Protest at Wye environmental destruction

The river is being polluted by excessive chicken excrement being spread on the fields from intensive poultry units and then washed into the river when it rains. Cheap chicken is not cheap at all, but hides huge environmental costs and climate breakdown impacts. This practice is typical of international capitalism's business model that depends upon exploiting natural resources but avoiding paying the true costs.

Protest in Hereford

Extinction Rebellion protest, July 25

We are looking at the end of the pristine river Wye and the region's valuable tourist industry.

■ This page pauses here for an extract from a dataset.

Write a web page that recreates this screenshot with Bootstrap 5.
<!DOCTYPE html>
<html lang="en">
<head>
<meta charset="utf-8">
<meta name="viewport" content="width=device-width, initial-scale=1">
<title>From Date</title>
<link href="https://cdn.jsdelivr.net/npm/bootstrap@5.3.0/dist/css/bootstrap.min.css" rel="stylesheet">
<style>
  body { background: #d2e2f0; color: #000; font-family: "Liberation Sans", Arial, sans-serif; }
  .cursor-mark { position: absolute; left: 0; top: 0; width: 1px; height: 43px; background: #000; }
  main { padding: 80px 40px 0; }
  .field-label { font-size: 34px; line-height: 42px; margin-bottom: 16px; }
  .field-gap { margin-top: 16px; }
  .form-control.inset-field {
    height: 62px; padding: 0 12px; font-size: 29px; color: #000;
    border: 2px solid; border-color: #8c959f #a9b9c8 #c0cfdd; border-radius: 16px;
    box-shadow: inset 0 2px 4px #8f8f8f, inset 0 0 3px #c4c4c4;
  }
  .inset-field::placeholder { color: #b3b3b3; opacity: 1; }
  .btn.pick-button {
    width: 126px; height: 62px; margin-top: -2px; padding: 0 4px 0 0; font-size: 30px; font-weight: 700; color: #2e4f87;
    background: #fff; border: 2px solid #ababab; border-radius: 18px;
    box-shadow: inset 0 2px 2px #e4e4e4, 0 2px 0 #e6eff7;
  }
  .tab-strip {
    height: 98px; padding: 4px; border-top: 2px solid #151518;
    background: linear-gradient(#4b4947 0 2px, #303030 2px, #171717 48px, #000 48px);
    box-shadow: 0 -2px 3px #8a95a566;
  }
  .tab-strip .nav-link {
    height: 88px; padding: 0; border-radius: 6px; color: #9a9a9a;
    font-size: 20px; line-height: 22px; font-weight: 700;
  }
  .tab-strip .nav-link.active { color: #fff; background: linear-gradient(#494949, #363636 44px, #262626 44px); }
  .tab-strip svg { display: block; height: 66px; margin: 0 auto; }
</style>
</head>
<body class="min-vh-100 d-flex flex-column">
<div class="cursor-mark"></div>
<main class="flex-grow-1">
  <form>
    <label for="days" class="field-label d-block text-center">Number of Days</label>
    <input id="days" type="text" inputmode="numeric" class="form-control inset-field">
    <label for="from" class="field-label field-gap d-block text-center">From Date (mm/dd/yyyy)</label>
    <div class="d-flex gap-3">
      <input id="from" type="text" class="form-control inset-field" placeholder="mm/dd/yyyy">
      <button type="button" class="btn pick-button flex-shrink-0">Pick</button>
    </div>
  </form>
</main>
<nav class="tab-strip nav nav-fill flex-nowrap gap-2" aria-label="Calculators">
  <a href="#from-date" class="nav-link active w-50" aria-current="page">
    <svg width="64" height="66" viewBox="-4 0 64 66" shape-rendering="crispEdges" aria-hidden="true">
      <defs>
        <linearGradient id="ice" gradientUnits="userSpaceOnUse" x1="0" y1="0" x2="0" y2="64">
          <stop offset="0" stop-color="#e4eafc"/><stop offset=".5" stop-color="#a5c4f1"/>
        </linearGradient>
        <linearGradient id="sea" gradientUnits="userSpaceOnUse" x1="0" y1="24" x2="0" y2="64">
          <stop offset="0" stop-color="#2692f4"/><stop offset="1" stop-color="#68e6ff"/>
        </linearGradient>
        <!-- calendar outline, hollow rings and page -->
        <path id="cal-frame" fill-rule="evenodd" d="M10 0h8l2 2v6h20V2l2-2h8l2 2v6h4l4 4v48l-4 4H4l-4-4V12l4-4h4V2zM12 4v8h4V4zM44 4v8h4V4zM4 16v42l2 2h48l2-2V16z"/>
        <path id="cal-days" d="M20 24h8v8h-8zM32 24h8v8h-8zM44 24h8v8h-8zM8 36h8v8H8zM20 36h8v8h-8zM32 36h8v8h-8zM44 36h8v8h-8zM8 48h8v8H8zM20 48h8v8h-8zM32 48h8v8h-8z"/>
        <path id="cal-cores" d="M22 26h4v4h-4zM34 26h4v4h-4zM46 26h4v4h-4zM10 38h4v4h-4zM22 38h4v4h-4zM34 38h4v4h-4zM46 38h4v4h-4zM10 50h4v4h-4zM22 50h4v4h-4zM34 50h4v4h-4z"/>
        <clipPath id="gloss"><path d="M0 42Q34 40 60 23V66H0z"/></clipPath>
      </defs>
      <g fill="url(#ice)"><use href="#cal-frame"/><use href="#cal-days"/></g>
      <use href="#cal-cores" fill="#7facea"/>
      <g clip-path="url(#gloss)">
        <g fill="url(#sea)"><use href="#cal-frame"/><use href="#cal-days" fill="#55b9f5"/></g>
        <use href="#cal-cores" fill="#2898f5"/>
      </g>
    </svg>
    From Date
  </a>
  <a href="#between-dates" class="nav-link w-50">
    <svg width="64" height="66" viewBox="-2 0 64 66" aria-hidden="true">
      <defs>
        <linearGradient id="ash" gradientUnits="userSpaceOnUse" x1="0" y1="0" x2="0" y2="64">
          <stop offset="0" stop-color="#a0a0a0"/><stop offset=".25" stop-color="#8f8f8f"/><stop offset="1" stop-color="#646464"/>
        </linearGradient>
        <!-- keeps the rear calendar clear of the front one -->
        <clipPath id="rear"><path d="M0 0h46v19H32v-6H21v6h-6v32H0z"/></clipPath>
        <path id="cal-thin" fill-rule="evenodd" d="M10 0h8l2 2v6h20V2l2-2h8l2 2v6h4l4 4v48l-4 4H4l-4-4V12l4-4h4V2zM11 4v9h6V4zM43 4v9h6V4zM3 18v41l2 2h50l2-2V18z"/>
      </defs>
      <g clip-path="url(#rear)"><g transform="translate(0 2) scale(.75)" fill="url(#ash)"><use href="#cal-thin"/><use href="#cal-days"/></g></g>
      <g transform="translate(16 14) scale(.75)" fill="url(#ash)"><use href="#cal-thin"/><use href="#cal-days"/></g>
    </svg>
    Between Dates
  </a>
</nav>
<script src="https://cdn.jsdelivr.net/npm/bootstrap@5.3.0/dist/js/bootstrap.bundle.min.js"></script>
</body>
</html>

But the story starts in the Amazon with the intimidation of its indiginous people forcing their displacement, and then the wanton destruction of the rain forest on which we all depend as our planet's lungs to remove CO2. Most of the cleared land is used to grow crops like soya destined for Europe and US as animal food. Cargill, the huge international company at the center of Indusrial Chicken production, shipped over one and a half million tons of this dirty soya to the UK between 2014 and 2020. It is distributed to animal food mills throughout the country.

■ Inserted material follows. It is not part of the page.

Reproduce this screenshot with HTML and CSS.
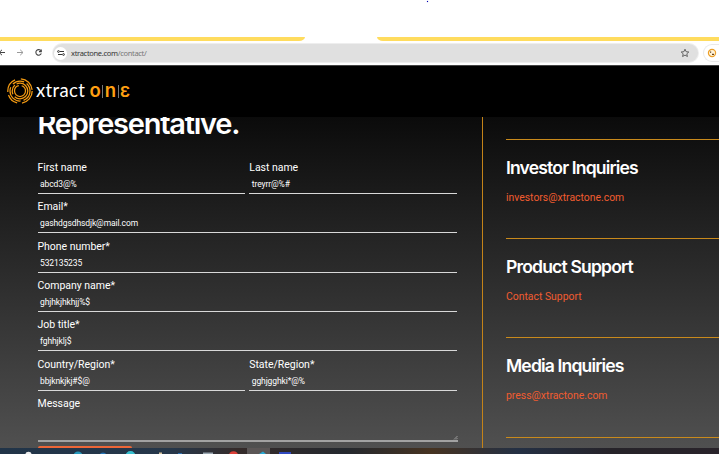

Cargill, and their subsidiary Avara, drove a massive 20-year expansion of chicken factories in the Wye valley now housing more than 21 million birds. Their commercial practices were already poisonous to all of us. But the immediate problem for the Wye valley area is that it could not cope with the effects of the cheapest option of its waste disposal - spreading the chicken shit high in nitrogen phosphate direcly on the soil. When it rains the residue is washed into the river causing 80% of its pollution and destroying its ecology.
Local protestors have approached Tesco, which has the major retail market, asking them to enforce a higher production standard thereby requiring environmental protection of waste disposal. But they refused as then the chicken would cost a bit more.

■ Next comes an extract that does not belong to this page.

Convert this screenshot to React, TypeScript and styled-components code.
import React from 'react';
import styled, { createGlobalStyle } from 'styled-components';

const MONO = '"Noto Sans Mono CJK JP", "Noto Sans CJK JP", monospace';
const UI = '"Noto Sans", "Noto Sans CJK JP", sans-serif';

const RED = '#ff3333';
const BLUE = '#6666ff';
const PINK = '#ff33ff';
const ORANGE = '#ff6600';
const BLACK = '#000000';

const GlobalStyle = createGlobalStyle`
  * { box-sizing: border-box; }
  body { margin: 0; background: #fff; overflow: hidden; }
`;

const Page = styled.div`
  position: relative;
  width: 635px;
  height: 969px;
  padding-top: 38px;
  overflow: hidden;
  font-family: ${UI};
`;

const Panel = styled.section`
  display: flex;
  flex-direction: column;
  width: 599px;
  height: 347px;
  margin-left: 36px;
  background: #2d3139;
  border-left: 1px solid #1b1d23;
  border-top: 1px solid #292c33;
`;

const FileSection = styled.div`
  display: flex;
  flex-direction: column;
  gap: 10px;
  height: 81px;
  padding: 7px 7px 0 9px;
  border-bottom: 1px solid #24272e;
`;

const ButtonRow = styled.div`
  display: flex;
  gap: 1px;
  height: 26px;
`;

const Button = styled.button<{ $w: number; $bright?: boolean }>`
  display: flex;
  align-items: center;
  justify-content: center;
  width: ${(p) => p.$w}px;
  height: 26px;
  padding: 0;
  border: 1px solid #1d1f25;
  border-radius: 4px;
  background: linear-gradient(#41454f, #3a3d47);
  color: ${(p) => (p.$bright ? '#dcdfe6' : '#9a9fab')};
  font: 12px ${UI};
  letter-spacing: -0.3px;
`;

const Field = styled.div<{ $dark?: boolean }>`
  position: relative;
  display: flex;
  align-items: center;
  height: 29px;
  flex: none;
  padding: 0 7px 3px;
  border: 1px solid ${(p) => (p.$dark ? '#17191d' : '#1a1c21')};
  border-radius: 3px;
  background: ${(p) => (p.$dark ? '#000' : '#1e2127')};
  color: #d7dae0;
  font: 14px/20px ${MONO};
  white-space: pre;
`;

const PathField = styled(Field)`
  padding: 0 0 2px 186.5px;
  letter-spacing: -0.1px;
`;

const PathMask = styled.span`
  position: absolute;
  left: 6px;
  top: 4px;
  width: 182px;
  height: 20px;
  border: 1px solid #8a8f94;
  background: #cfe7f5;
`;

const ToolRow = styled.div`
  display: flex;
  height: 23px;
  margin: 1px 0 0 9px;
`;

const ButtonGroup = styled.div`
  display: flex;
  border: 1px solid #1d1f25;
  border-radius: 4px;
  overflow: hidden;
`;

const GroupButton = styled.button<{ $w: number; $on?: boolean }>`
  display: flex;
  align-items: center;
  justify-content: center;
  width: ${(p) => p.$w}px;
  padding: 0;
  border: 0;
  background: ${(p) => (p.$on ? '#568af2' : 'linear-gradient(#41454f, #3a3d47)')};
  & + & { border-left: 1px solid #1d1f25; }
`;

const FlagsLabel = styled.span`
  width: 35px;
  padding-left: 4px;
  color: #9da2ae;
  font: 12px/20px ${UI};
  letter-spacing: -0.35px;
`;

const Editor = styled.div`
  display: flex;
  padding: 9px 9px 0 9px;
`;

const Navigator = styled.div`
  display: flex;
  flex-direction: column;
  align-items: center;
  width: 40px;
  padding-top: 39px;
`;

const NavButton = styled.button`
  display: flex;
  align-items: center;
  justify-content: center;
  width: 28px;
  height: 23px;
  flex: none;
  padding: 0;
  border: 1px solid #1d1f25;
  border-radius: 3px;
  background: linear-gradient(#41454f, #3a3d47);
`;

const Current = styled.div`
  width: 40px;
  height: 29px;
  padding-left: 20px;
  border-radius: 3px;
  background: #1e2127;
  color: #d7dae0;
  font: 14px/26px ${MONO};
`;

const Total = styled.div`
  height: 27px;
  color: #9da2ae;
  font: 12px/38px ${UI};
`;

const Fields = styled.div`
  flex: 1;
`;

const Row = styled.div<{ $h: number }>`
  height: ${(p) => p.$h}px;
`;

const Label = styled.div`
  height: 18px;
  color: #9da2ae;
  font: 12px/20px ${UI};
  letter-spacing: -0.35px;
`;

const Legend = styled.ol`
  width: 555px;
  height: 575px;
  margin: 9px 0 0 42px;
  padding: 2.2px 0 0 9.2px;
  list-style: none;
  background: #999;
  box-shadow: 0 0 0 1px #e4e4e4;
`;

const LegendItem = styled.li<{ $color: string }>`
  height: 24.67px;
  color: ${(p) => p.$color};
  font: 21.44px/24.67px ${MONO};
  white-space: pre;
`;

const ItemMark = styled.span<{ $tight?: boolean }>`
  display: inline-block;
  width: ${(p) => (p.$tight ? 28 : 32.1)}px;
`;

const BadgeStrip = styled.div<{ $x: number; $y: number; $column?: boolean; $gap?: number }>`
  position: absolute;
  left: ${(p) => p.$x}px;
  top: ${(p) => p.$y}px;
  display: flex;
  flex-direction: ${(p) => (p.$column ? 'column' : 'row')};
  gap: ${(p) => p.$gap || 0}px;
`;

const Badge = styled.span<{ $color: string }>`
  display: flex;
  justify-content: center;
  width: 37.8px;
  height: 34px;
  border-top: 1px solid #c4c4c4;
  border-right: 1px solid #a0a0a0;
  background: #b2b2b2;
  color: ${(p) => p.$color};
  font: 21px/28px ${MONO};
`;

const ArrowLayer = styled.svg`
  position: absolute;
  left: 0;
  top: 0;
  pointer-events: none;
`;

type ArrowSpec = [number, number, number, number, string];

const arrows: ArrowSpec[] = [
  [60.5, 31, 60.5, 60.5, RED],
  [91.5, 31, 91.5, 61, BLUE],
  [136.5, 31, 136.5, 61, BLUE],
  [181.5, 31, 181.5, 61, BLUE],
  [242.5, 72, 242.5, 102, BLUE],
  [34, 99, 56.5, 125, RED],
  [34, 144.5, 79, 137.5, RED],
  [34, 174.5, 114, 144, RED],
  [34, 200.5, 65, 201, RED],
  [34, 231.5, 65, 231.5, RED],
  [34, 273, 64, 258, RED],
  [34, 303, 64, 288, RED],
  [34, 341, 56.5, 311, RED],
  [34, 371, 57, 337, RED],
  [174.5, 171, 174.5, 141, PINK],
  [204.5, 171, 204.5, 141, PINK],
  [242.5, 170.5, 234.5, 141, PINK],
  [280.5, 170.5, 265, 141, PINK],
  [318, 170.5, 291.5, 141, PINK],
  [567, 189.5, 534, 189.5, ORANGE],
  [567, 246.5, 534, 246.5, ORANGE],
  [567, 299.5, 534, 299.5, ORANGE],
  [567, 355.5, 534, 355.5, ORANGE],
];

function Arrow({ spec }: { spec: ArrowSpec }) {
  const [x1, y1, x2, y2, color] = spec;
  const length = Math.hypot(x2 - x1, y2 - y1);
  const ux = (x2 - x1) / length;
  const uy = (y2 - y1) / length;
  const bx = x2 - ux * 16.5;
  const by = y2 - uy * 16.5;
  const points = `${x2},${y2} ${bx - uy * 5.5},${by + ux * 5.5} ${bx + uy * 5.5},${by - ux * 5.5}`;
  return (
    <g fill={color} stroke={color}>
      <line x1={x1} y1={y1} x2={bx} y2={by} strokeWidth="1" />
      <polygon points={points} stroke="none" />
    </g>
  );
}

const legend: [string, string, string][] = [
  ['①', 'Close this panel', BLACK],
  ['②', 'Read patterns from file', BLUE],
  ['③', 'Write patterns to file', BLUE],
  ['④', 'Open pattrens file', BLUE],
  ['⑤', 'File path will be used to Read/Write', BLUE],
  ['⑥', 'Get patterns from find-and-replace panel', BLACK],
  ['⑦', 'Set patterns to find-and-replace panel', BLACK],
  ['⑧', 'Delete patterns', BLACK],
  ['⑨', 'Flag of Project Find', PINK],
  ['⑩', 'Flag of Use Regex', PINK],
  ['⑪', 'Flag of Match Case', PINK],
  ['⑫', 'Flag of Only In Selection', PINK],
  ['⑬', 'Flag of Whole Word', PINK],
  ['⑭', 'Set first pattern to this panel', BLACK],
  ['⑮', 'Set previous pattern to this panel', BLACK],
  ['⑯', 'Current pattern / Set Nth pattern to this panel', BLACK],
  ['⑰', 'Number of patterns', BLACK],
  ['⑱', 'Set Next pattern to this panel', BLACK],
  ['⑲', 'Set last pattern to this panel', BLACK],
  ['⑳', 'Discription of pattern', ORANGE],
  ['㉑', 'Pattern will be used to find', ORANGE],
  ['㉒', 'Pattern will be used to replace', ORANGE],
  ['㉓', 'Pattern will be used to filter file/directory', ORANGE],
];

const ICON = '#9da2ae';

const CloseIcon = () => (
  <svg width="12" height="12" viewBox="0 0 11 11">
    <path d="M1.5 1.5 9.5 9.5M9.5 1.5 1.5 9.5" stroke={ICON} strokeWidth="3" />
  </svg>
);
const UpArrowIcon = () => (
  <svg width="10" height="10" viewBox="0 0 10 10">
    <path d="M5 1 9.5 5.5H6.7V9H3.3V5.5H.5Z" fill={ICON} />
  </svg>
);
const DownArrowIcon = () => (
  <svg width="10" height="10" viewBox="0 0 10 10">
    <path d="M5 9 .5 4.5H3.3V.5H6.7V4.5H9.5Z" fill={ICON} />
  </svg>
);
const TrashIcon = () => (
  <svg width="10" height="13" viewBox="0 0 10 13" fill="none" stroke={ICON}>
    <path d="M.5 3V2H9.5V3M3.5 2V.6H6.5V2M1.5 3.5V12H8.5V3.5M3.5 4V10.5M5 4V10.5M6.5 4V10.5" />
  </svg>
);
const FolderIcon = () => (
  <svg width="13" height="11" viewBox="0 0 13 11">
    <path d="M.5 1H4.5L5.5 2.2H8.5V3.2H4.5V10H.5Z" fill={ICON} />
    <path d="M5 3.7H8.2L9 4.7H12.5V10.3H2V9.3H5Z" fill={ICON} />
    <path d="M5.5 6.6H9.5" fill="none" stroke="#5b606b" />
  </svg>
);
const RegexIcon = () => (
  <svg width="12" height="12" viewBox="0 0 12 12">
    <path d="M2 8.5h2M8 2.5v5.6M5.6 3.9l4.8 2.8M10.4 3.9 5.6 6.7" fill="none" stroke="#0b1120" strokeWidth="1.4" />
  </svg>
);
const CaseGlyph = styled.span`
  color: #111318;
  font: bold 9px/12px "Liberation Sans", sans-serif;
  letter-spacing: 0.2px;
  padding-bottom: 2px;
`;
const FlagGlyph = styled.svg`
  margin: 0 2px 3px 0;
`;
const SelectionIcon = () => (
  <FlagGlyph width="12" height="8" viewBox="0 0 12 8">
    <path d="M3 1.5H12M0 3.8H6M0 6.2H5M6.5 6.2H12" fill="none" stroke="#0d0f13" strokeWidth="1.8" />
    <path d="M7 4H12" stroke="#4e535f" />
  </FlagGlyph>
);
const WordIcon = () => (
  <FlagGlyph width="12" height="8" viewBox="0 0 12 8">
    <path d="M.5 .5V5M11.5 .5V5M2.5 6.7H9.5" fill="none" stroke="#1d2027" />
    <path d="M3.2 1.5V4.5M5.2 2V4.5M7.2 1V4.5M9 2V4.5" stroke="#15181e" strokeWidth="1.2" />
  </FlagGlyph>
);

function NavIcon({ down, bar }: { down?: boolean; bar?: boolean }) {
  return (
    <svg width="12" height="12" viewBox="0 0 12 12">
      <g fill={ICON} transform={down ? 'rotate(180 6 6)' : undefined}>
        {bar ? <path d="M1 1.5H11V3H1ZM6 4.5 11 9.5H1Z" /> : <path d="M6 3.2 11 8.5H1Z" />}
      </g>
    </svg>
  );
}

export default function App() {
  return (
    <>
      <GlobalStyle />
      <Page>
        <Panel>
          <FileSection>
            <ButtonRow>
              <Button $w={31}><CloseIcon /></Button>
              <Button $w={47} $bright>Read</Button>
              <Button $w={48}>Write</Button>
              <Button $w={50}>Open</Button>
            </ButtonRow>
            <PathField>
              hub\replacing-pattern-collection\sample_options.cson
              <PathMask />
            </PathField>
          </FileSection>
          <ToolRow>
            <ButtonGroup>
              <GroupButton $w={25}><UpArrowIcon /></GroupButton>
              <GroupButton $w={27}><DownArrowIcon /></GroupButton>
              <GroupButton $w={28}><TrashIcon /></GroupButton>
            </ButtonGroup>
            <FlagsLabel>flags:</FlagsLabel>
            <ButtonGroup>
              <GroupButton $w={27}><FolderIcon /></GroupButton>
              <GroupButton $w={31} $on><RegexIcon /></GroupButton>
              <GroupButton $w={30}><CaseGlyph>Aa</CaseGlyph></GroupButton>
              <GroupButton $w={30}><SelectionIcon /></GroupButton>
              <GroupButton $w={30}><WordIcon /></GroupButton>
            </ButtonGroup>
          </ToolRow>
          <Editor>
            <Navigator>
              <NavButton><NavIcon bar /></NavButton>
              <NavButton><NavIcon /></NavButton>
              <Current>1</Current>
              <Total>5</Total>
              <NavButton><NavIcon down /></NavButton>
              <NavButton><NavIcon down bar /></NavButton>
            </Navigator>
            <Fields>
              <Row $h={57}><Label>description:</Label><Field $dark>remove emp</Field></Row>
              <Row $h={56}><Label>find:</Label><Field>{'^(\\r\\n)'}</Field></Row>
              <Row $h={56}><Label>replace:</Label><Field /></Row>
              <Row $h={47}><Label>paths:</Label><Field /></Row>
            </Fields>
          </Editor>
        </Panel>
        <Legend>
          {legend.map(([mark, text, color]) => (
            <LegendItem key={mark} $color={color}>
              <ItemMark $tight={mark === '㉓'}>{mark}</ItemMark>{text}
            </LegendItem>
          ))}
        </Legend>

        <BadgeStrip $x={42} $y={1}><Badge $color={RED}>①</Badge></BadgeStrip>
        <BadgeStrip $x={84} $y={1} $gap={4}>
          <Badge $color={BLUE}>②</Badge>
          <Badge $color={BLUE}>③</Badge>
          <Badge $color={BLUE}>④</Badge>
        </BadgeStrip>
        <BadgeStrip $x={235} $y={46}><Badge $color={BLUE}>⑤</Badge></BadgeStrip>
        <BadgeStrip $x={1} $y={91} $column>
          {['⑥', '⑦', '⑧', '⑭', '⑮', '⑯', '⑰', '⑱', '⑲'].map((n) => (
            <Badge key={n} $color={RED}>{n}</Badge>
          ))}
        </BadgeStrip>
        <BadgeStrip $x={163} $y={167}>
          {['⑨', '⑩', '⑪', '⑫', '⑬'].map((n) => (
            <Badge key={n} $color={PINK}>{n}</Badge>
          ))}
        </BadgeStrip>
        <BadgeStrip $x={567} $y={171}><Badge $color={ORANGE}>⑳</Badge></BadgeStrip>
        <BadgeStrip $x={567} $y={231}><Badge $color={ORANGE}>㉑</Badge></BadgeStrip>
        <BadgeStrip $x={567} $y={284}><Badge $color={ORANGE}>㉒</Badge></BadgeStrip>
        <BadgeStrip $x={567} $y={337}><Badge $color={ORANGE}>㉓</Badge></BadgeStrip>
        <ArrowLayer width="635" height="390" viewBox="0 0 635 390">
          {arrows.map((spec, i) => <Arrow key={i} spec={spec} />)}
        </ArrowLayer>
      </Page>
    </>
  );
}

Finally we have the abdication of UK Government to protect our environment. As George Monbiot says in his Guardian article : "After two decades of disastrous policies that turned its rivers into open sewers, Herefordshire county council, following a shift from Tory to independent control, finally did the right thing. It applied to the government to create a water protection zone, defending the River Wye against the pollution pushing it towards complete ecological collapse. But in a letter published last week, the UK’s environment minister, Rebecca Pow, refused permission, claiming it “would impose new and distinct regulatory obligations on the farmers and businesses within the catchment”. This is, of course, the point."